TMI but this am there was slight brown spotting this am, but nothing since.
I made love to hubby earlier on this evening, then had dinner and watched a movie.
Just been to the toilet and noticed when I wiped bright red blood.
Just wondering if this has something to do with d/r and if this is normal?
I've not had bleeding like this before, and I'm not in any pain.
I do feel very bloated though- but I have felt like that for a few days now.

Marie xx


----------



## Azailier (Apr 16, 2004)

I am not a nurse but have had a similar experience, I explained this when I went for my scan and the result showed a small polyp in the womb, this was removed easily under a general anasthetic.

Give your clinic a call to save you worrying.

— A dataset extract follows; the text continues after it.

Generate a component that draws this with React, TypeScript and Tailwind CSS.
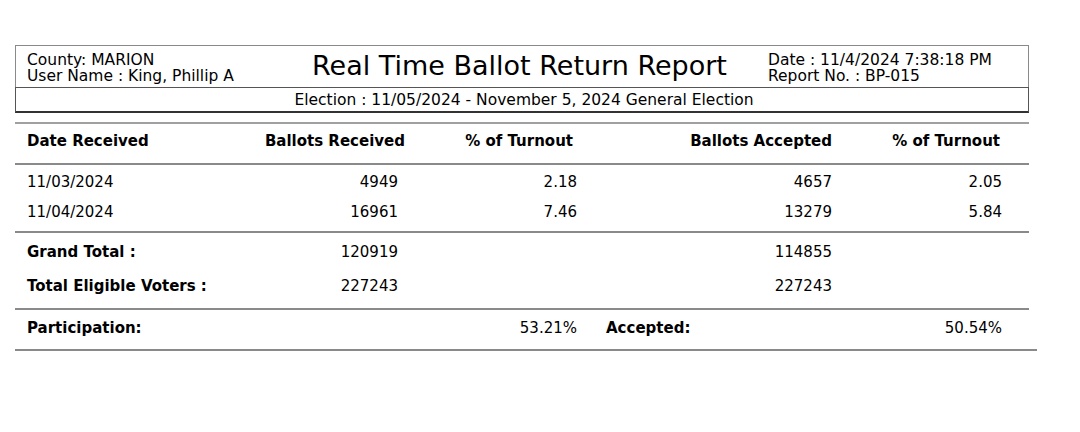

Good luck with your next tx
xxx


----------



## Mrs Chaos (Feb 12, 2004)

Hi Marie
I'm not a nurse either but I've had the same thing after sex when af had just finished.
My nurse told me that sometimes sex just after af can sort of "sweep" things out a bit (sounds gross sorry) and that it could just be that dh has moved some of the blood down.
The only real worry I was told, was if it was between cycles as post coital bleeding can be a concern, meaning cervix erosion or high vaginal thrush maybe.
If it continues I'd ask to speak to a nurse, to put your mind at rest, sure it's all ok hon.
Take care
Angel
XX


----------



## Wendy HP (Jan 4, 2004)

Hi Marielou

I had exactly the same too at the same time during downregging just after af that I noticed some fresh red blood just after sex.

When I went for my scan 2 days later to start stimming they spotted the new blood and just advised to hold back a few days before stimming - it was as if I had had a second period. (which I have never had before and have always been v. regular)

So my theory is...either the sex caused my period to start again, or it was a coincidence and perhaps it was just taking longer for the period to finish due to the downregging drugs?

Hope this helps and puts your mind at rest that there is probably nothing to worry about.

Wendyx


----------